## GOAL
The answer is a single number: how many lines hold the string "that".

## DATASET EXTRACT
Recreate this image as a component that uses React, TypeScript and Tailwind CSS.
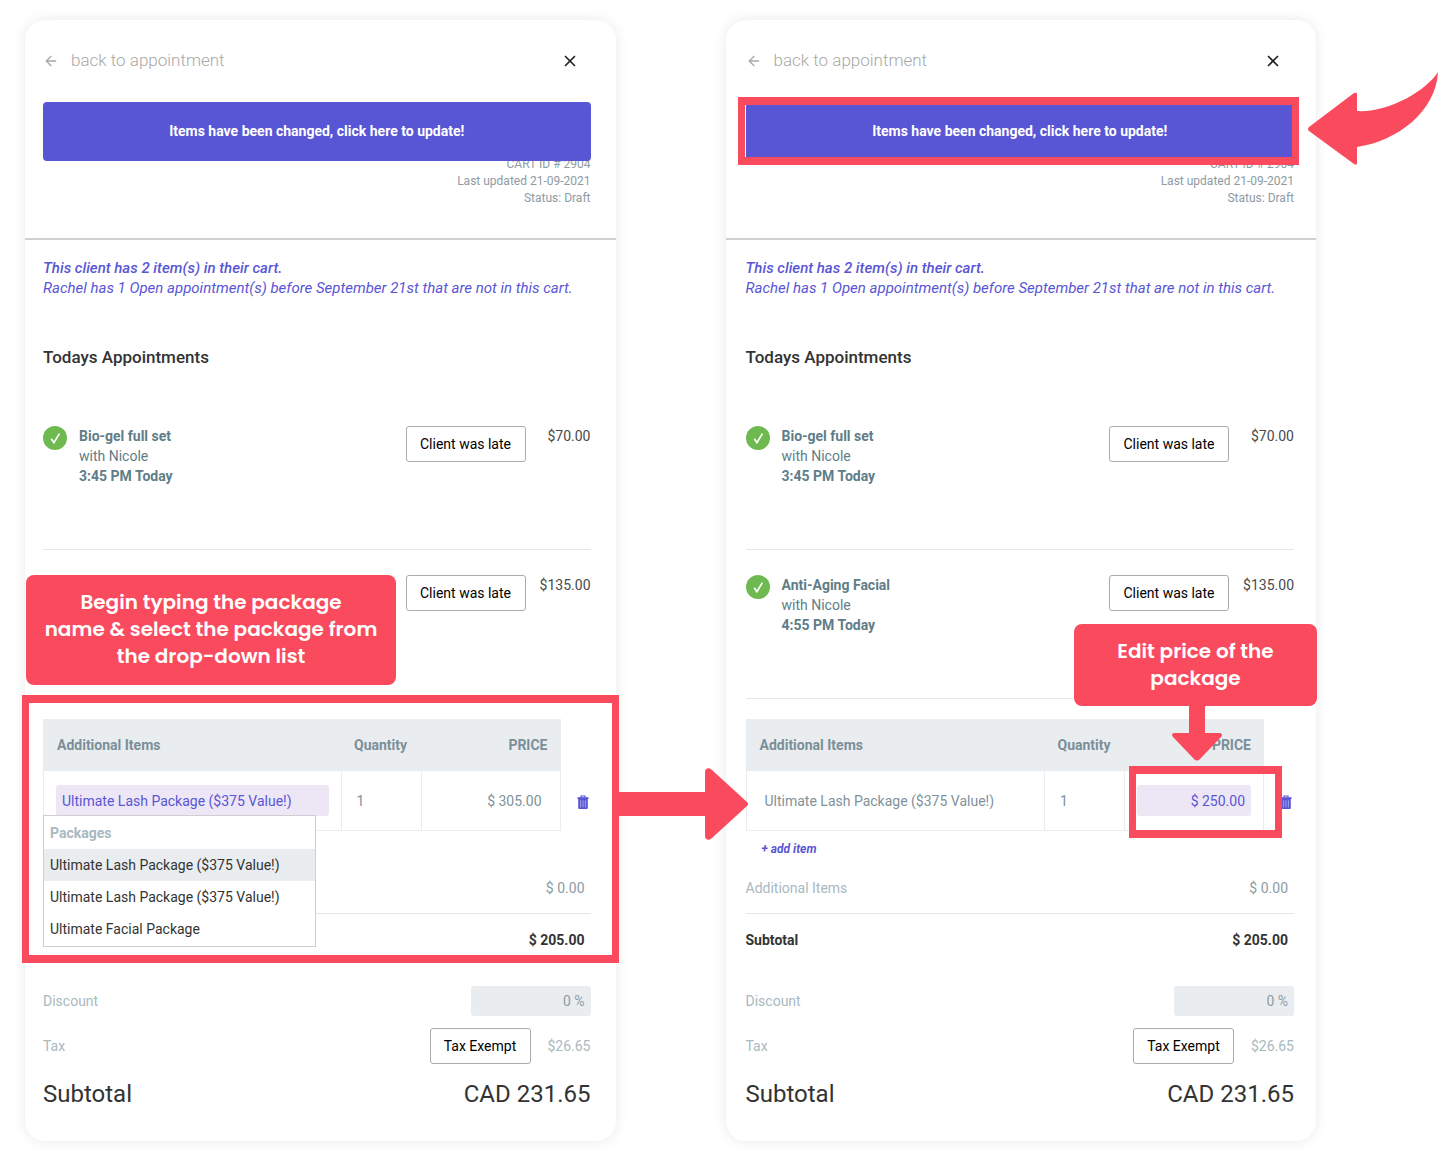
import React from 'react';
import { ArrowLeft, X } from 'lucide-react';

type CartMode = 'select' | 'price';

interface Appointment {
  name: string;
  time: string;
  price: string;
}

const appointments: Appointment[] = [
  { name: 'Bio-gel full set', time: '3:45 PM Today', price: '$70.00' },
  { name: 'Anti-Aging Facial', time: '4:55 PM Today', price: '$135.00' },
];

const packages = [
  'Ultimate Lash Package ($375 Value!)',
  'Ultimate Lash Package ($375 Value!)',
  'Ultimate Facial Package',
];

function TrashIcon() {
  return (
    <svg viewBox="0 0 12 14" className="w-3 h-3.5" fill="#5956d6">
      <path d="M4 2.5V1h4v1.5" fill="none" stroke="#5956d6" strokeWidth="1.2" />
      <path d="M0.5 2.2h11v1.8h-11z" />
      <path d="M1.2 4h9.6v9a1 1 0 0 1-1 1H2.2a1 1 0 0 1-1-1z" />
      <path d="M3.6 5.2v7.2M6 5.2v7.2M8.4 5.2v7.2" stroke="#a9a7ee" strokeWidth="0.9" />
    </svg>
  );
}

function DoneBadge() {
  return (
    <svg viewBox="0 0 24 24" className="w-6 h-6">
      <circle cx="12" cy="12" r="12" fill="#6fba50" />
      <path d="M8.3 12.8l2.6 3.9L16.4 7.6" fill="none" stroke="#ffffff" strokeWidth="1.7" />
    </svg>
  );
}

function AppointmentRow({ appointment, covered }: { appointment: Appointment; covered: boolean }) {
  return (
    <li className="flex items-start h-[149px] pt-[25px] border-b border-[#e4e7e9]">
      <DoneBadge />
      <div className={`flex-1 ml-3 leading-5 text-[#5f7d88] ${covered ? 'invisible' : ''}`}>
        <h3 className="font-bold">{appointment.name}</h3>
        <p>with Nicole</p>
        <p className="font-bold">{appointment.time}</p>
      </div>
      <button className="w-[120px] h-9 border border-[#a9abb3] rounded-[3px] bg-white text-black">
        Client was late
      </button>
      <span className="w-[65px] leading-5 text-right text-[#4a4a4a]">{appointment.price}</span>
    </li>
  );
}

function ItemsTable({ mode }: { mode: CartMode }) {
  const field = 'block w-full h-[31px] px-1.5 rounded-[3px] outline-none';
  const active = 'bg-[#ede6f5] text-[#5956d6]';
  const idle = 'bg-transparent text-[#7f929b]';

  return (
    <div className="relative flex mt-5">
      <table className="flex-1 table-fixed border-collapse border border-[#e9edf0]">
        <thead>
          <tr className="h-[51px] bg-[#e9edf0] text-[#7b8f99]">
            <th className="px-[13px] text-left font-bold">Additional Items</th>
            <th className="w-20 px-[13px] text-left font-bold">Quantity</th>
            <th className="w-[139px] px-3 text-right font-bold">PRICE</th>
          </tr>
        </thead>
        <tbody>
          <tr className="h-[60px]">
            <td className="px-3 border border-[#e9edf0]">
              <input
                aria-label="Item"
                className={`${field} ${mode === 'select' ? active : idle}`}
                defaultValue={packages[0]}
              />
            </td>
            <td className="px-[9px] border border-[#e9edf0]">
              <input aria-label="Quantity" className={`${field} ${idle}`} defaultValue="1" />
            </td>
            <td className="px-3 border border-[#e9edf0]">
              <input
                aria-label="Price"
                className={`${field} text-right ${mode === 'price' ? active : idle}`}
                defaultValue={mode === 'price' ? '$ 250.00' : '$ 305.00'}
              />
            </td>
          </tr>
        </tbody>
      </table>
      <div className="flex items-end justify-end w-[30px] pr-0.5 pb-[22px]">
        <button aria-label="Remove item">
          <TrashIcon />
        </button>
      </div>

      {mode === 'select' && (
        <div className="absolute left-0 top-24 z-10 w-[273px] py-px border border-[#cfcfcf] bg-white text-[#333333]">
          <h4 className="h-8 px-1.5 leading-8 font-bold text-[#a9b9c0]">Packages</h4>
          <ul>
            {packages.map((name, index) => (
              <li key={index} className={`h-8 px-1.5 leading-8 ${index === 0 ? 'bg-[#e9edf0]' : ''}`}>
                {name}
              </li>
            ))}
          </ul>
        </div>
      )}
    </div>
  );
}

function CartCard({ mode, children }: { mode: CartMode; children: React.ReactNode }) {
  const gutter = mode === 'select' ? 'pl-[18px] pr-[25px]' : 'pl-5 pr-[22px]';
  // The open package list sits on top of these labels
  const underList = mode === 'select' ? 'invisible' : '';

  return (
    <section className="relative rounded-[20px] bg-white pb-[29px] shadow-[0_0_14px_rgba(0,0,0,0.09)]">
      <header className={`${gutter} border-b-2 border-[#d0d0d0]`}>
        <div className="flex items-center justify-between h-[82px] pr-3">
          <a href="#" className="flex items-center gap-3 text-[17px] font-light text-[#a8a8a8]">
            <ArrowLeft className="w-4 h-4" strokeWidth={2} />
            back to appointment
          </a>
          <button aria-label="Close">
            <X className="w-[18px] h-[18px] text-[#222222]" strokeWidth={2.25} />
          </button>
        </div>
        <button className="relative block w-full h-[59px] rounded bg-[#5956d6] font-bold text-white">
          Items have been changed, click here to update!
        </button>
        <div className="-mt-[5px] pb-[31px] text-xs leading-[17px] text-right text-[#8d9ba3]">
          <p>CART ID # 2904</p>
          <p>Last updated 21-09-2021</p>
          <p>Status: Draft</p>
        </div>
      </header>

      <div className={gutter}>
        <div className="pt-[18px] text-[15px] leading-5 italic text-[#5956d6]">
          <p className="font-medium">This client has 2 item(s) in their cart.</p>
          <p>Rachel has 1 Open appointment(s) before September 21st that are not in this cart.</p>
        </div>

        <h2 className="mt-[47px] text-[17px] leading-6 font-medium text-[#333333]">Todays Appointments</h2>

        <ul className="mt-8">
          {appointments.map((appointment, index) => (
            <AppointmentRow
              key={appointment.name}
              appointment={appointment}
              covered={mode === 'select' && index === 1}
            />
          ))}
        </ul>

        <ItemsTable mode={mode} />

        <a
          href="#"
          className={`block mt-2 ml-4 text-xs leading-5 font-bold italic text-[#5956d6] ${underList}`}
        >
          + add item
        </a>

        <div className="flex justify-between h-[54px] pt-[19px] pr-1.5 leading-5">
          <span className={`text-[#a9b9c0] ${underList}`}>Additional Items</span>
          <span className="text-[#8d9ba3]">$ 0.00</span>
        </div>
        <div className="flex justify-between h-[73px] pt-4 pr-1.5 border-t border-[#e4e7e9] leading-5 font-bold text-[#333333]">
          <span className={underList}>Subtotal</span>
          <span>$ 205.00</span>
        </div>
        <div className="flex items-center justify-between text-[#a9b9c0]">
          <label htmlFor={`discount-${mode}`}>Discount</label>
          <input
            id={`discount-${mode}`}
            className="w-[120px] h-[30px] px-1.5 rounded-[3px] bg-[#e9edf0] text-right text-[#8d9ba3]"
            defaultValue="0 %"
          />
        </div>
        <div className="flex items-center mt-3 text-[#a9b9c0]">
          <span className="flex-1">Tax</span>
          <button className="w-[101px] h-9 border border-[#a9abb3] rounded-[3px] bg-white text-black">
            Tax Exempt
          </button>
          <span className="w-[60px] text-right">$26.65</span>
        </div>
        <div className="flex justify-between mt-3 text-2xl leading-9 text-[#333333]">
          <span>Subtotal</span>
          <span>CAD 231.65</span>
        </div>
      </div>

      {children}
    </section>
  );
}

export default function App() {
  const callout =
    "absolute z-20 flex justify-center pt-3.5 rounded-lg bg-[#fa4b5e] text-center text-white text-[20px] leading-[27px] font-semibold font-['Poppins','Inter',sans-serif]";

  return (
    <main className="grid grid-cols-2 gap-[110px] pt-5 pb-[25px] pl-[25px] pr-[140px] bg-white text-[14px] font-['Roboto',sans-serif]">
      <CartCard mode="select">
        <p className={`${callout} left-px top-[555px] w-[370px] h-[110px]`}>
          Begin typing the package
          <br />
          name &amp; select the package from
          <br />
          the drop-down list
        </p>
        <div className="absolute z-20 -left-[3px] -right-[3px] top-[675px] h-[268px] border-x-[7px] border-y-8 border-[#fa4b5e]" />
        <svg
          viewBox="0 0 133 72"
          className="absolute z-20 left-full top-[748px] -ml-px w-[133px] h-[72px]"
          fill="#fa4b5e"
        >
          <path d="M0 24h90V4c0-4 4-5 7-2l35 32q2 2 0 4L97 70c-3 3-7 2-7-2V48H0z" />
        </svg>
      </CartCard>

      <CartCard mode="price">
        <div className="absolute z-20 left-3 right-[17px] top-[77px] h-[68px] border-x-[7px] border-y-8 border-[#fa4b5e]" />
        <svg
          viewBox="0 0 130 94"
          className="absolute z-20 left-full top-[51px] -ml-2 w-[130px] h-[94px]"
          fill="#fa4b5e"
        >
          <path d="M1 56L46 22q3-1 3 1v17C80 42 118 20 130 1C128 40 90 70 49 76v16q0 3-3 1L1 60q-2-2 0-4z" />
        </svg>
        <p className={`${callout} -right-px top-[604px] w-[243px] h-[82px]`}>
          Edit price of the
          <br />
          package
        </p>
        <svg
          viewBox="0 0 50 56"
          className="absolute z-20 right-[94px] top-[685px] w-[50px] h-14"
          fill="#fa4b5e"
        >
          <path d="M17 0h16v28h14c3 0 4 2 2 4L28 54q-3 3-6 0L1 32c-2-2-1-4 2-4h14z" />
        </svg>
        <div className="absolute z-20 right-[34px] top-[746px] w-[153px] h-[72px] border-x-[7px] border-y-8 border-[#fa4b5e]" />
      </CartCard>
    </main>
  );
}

## WORKED SOLUTION
2